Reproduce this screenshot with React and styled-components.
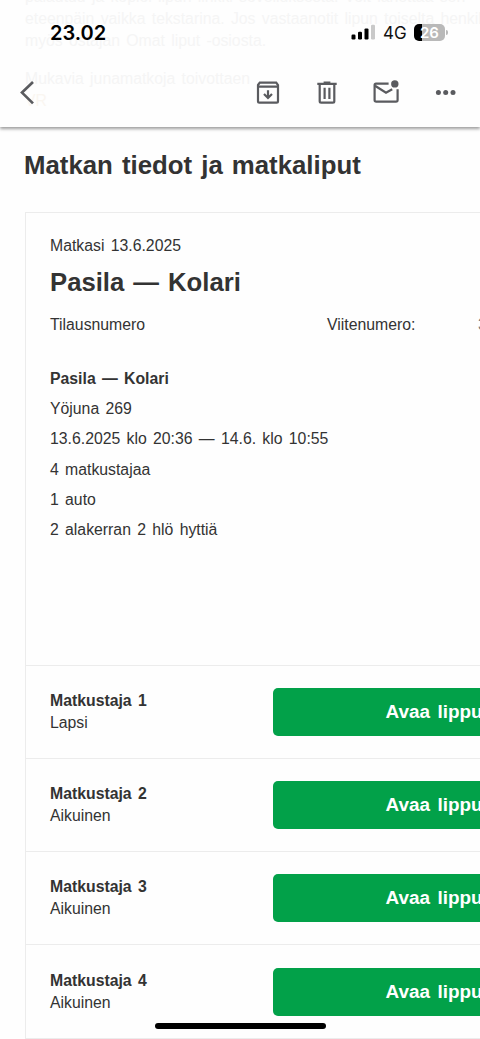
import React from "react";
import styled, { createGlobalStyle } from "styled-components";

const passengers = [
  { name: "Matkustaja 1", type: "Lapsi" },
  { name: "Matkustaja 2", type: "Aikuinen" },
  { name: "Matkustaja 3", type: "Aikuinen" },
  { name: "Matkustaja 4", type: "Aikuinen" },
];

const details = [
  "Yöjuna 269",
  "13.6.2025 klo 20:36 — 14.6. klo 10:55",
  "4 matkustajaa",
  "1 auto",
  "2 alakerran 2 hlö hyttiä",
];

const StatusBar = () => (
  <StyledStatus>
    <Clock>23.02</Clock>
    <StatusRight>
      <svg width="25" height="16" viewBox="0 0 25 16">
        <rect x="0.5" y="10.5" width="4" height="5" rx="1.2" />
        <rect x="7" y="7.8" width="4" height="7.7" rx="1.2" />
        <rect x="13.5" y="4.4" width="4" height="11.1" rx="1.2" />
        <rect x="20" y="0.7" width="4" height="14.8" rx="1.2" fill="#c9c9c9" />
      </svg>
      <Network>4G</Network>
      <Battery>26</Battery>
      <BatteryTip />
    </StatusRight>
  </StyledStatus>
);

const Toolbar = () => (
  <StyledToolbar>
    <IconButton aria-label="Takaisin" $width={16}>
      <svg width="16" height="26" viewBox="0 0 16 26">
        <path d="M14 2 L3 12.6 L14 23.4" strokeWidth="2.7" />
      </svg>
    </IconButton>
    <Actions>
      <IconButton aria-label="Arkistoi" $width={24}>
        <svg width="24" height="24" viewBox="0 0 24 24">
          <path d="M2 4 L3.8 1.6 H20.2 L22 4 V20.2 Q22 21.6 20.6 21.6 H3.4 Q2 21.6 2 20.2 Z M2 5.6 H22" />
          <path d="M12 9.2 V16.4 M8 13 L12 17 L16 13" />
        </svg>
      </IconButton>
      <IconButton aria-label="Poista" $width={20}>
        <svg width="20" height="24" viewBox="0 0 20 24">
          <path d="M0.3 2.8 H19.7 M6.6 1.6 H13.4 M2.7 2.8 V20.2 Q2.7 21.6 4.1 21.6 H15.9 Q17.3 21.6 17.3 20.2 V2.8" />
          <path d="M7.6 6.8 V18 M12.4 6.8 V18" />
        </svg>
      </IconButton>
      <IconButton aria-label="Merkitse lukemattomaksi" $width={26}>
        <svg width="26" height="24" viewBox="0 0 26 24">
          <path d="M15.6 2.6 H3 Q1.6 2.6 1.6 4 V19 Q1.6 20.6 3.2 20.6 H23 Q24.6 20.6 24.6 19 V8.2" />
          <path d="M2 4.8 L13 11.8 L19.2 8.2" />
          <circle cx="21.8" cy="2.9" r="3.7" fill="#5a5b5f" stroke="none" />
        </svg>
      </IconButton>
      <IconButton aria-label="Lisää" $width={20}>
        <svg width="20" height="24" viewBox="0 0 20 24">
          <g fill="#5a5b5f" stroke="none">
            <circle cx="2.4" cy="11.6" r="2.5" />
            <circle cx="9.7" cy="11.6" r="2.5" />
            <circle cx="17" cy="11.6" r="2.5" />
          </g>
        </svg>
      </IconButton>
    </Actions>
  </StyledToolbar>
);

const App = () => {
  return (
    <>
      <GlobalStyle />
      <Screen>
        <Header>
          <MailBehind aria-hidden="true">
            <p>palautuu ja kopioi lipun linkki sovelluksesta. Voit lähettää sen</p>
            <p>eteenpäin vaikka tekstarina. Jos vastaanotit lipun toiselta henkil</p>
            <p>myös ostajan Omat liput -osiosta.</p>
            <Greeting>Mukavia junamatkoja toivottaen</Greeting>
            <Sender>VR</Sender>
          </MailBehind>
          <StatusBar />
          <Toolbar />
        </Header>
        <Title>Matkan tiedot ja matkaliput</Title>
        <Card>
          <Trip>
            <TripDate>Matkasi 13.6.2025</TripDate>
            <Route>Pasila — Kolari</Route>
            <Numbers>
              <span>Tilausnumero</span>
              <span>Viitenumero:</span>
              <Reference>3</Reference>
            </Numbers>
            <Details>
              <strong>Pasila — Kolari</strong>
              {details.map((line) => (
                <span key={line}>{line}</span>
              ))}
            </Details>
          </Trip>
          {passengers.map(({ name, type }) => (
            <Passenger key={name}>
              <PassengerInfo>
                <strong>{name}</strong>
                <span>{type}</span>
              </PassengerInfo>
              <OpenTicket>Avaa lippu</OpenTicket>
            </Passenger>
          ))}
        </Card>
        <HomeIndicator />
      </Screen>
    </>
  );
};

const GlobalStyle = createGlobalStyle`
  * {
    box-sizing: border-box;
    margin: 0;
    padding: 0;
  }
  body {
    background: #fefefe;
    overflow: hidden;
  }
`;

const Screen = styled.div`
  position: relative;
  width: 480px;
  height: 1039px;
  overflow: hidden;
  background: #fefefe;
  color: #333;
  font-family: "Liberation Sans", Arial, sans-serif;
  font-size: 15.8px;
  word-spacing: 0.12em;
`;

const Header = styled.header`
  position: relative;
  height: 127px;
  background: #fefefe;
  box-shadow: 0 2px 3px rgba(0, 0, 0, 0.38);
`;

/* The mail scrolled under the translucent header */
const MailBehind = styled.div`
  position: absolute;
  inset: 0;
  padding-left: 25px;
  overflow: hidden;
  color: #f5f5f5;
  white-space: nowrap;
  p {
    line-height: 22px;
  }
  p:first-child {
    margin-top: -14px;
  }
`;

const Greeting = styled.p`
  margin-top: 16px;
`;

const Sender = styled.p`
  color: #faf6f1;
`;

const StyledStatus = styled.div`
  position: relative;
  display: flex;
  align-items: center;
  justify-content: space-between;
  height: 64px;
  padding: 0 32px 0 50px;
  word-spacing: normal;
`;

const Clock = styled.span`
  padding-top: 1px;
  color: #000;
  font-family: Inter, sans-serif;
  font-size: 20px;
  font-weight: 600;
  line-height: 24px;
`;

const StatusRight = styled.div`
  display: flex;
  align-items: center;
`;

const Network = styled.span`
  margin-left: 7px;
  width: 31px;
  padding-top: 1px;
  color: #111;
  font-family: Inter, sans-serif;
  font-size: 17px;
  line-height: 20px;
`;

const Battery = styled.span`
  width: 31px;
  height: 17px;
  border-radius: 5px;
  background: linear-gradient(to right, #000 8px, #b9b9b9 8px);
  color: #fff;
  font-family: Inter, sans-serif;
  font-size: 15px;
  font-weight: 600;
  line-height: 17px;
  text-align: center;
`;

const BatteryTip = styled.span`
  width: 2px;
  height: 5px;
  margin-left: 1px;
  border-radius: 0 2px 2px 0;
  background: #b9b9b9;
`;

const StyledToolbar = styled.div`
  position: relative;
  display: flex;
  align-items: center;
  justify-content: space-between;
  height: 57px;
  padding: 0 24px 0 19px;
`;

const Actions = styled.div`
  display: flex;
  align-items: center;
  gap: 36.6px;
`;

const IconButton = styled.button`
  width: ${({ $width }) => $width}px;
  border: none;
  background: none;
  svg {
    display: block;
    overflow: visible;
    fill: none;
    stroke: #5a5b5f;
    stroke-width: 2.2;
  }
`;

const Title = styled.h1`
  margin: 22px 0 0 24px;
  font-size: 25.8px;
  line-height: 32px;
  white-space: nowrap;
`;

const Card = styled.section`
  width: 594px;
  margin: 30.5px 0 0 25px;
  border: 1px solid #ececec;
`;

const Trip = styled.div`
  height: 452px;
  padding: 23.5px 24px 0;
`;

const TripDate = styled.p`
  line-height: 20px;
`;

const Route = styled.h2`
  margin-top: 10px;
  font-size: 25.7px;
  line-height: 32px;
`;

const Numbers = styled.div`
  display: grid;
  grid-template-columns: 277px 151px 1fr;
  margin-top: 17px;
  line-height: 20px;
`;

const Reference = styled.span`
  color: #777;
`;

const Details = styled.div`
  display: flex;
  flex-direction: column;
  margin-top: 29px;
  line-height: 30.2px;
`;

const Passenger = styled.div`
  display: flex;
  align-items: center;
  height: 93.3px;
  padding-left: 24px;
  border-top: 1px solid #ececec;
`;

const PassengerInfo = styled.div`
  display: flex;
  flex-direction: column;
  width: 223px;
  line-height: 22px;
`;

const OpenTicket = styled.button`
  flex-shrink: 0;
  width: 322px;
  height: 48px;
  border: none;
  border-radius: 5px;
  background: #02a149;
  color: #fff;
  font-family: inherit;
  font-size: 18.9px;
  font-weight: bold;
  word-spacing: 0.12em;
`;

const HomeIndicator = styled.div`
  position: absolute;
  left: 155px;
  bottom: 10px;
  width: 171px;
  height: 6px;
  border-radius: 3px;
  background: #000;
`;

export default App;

• • • • •

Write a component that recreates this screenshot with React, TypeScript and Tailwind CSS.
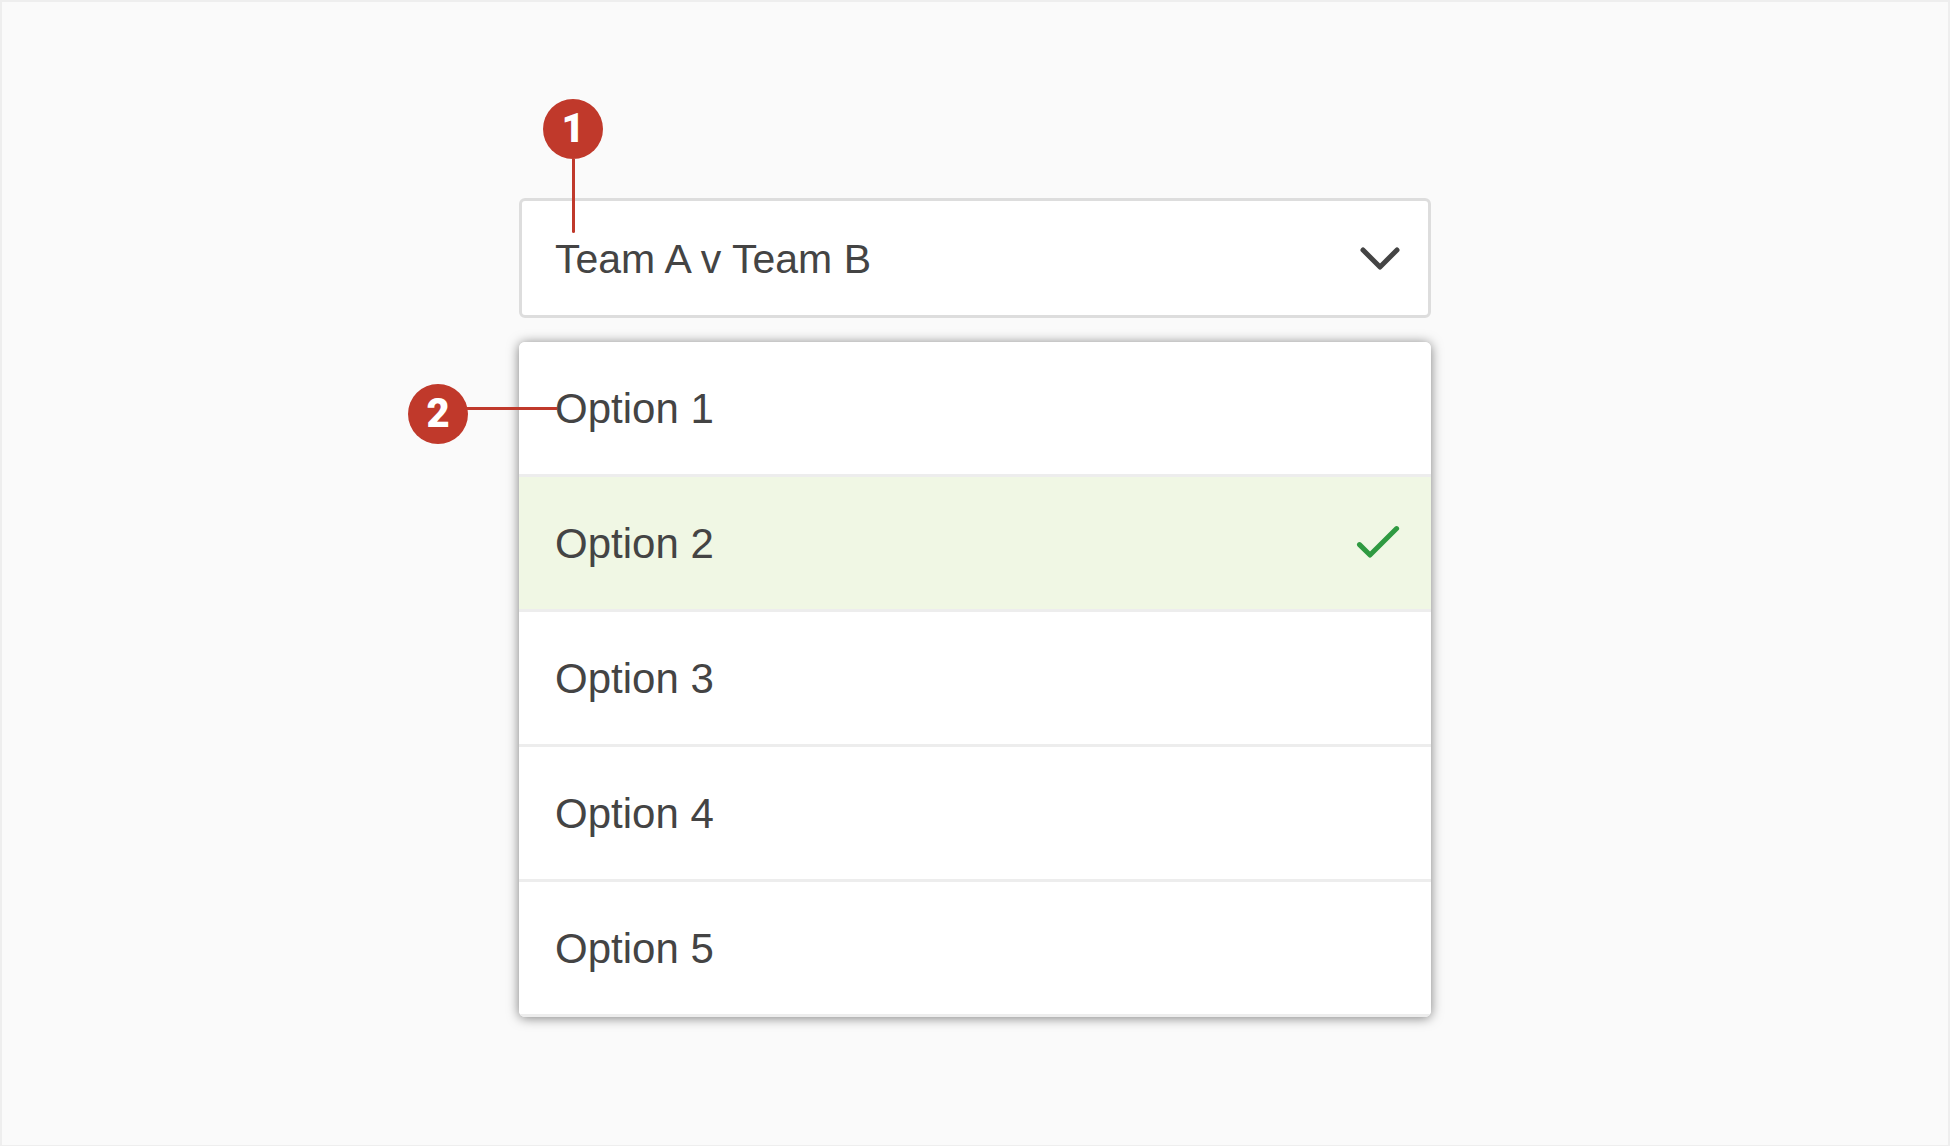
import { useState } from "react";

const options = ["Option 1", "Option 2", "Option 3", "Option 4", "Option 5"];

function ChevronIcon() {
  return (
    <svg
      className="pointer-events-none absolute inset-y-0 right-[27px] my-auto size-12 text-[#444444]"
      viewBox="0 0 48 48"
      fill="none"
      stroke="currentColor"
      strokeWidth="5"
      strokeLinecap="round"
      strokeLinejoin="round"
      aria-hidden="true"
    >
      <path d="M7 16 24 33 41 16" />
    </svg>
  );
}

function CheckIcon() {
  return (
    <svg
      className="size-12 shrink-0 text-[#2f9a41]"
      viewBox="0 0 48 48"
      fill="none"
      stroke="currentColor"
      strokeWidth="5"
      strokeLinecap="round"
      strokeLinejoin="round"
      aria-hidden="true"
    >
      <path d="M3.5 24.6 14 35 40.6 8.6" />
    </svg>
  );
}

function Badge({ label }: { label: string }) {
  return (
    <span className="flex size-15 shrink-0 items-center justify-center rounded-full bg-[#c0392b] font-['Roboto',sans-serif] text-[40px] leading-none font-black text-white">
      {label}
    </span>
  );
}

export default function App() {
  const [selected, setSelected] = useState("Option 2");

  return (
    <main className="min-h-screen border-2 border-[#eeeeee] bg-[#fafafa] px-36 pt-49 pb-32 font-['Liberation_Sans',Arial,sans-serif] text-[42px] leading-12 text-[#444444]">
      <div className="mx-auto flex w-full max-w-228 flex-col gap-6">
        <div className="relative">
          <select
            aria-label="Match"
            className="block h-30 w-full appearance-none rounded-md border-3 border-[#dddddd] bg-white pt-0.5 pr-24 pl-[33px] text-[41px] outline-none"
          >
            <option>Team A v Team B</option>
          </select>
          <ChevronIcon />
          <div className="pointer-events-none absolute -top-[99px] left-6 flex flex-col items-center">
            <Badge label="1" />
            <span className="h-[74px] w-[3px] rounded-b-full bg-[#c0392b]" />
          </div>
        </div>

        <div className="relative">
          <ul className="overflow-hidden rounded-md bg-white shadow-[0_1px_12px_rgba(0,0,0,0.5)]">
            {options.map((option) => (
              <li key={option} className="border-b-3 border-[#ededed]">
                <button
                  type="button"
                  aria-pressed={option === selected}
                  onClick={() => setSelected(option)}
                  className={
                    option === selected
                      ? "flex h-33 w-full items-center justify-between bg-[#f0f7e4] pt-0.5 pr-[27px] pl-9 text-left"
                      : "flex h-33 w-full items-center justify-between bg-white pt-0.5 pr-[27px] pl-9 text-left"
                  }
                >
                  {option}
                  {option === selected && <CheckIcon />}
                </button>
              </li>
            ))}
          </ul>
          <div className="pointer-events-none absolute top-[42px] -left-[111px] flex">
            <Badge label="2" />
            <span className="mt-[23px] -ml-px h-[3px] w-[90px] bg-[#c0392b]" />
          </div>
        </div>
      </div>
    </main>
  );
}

• • • • •

__Work instructions__. Keep only those lines of the records that hold "this", and return them.

__Result of the task__.
Reproduce this screenshot with React and styled-components.
Write a component that recreates this screenshot with React, TypeScript and Tailwind CSS.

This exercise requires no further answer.